When direct Adam Wingard and screenwriter Simon Barrett introduced You’re Next, they stated that they wanted to claim horror films back from the bleak and depressing and make something that the audience could really enjoy. During the first act or so, I wasn’t sure they’d succeeded. Certainly, the film I was watching was very well-made but the brutality I was witnessing on screen wasn’t what I would call fun. Then I realized that Wingard and Barrett had just been setting the table, getting me into a mental space where I could feel the full impact when the protagonist – and, therefore, the film – started to really kick ass.

A wealthy couple has invited their four grown children and each of their significant others (that’s ten potential victims, if you’re counting) to their expansive, secluded mountain vacation home to celebrate their 35th anniversary. Then, in the middle of a nice dinner, dudes in creepy masks show up and start firing freaking crossbows at them through the window. And it goes on from there.

One thing about You’re Next that immediately stands out is its sense of humor. The jokes in horror movies, when they even exist, tend to either be cheesy (Chucky’s one-liners) or overpower the scares (arguably, Scream). But Wingard belongs to a new crop of witty filmmakers who are also interested in delivering old-school scares and shocks. Ti West, who appears in the cast of this film, can also be counted among these ranks. His The Innkeepers is one of the scariest films of the decade so far and also possesses the hilarious, laid-back banter of a sly and subtle workplace comedy. Most of the humor here comes from a few key actors. Barbara Crampton is the high-strung mother who just wants everyone to have a good time. AJ Bowen is the college professor son whose bearded gentleness and soft plaid barely mask an ineffectual rage. And Wendy Glenn is the self-consciously “alterna” girlfriend of the clan’s youngest son, smoking her cigarette and rolling her eyes with a hilariously practiced disaffectedness. But it’s filmmaker Joe Swanberg as the smarmy son who isn’t happy unless his siblings are miserable who steals the show. Even with an arrow protruding from his shoulder and large amounts of blood pooling around him, he finds the vitriol to continue hilariously insulting his kin.

Laughs are only a fraction of the responses you’ll hear if you see this with an audience, which I suggest you do. Applause, gasps, cheers, whatever sound people make when they are grossed out; not a scene goes by without a hearty reaction from the crowd.

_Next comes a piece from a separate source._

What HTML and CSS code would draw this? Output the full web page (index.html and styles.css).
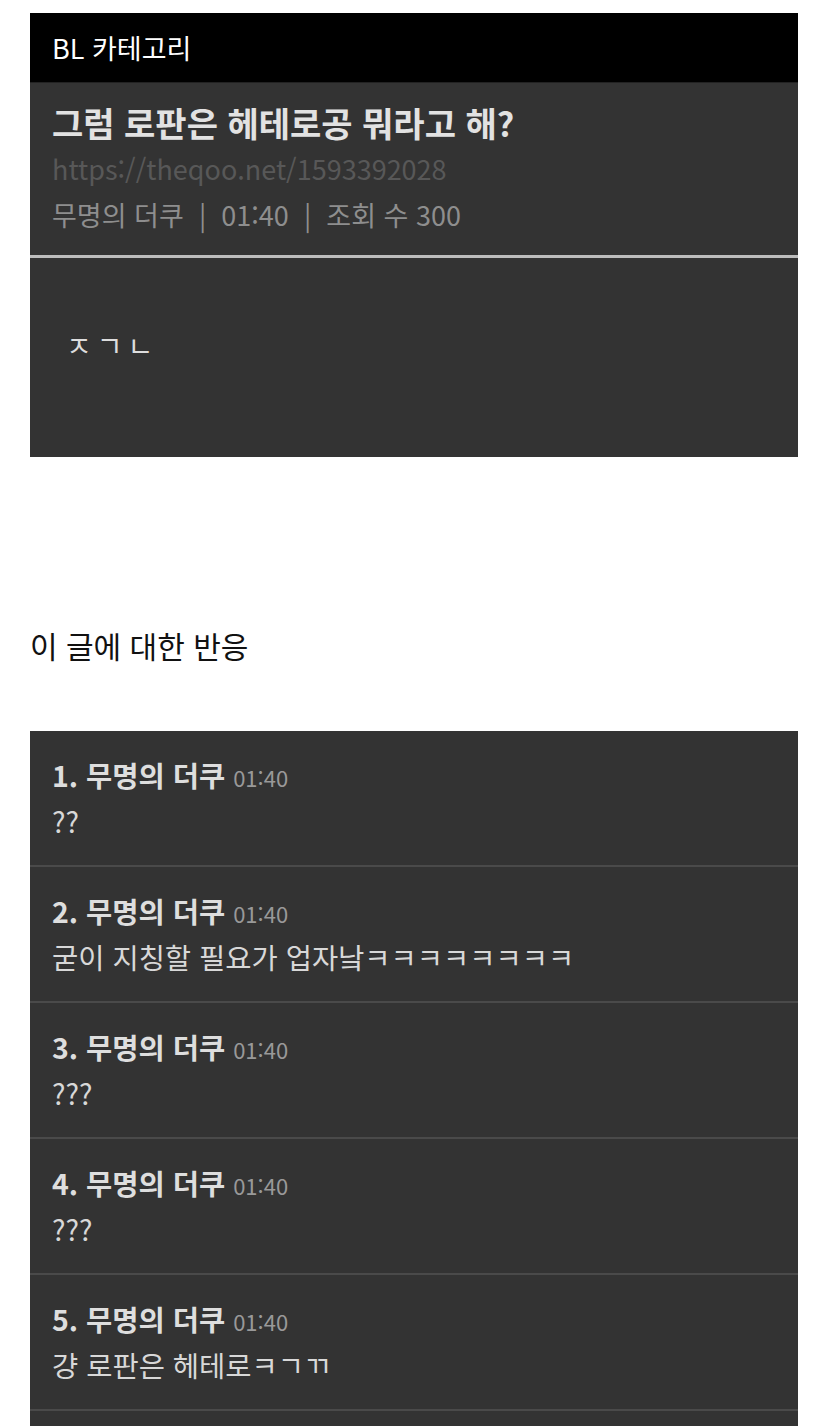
FILE: index.html
```html
<!DOCTYPE html>
<html lang="ko">
<head>
  <meta charset="UTF-8">
  <meta name="viewport" content="width=device-width, initial-scale=1.0">
  <title>그럼 로판은 헤테로공 뭐라고 해?</title>
  <link rel="stylesheet" href="styles.css">
</head>
<body>
  <div class="container">
    <header>BL 카테고리</header>

    <div class="post">
      <div class="post-head">
        <h1>그럼 로판은 헤테로공 뭐라고 해?</h1>
        <div class="url">https://theqoo.net/1593392028</div>
        <div class="meta">무명의 더쿠 &nbsp;|&nbsp; 01:40 &nbsp;|&nbsp; 조회 수 300</div>
      </div>
      <div class="post-body">ㅈㄱㄴ</div>
    </div>

    <h2>이 글에 대한 반응</h2>

    <ul class="comments">
      <li>
        <div class="c-head">1. 무명의 더쿠 <span class="time">01:40</span></div>
        <div class="c-text">??</div>
      </li>
      <li>
        <div class="c-head">2. 무명의 더쿠 <span class="time">01:40</span></div>
        <div class="c-text">굳이 지칭할 필요가 업자낰ㅋㅋㅋㅋㅋㅋㅋㅋ</div>
      </li>
      <li>
        <div class="c-head">3. 무명의 더쿠 <span class="time">01:40</span></div>
        <div class="c-text">???</div>
      </li>
      <li>
        <div class="c-head">4. 무명의 더쿠 <span class="time">01:40</span></div>
        <div class="c-text">???</div>
      </li>
      <li>
        <div class="c-head">5. 무명의 더쿠 <span class="time">01:40</span></div>
        <div class="c-text">걍 로판은 헤테로ㅋㄱㄲ</div>
      </li>
      <li class="more"></li>
    </ul>
  </div>
</body>
</html>
```

FILE: styles.css
```css
body {
  margin: 0;
  padding: 0;
  background: #ffffff;
  font-family: "Noto Sans CJK KR", "Noto Sans", sans-serif;
}
.container { margin: 13px 30px 0; }
header {
  background: #000;
  color: #fff;
  font-size: 27px;
  line-height: 69px;
  padding: 0 22px;
  border-bottom: 1px solid #222;
}
.post { background: #333; }
.post-head {
  padding: 17px 22px 17px;
  border-bottom: 3px solid #bdbdbd;
}
.post-head h1 {
  margin: 0;
  font-size: 34px;
  line-height: 46px;
  color: #e2e2e2;
  font-weight: bold;
}
.url {
  font-size: 27px;
  line-height: 46px;
  color: #585858;
}
.meta {
  font-size: 27px;
  line-height: 46px;
  color: #8e8e8e;
}
.post-body {
  height: 199px;
  box-sizing: border-box;
  padding: 67px 36px 0;
  font-size: 28px;
  letter-spacing: 5px;
  line-height: 40px;
  color: #ddd;
}
h2 {
  margin: 168px 0 66px;
  font-size: 30px;
  line-height: 40px;
  font-weight: normal;
  color: #111;
}
.comments {
  list-style: none;
  margin: 0;
  padding: 0;
  background: #333;
}
.comments li {
  padding: 21px 22px;
  border-bottom: 2px solid #4a4a4a;
}
.comments li.more {
  height: 60px;
  border-bottom: none;
}
.c-head {
  font-size: 28.5px;
  line-height: 46px;
  height: 46px;
  font-weight: bold;
  color: #dedede;
}
.time {
  font-size: 22px;
  line-height: 1;
  font-weight: normal;
  color: #999;
}
.c-text {
  font-size: 28.5px;
  line-height: 46px;
  height: 46px;
  color: #d8d8d8;
}
```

That goes back to what Wingard and Barrett said before the screening. By creating a horror film that not only gives the viewer a multitude of thrills but that also refrains from ever insulting the viewer’s intelligence (you won’t once find yourself thinking, “Don’t go in there!”), they truly did keep the audience in mind. Go see You’re Next and take all of your friends. These guys deserve it.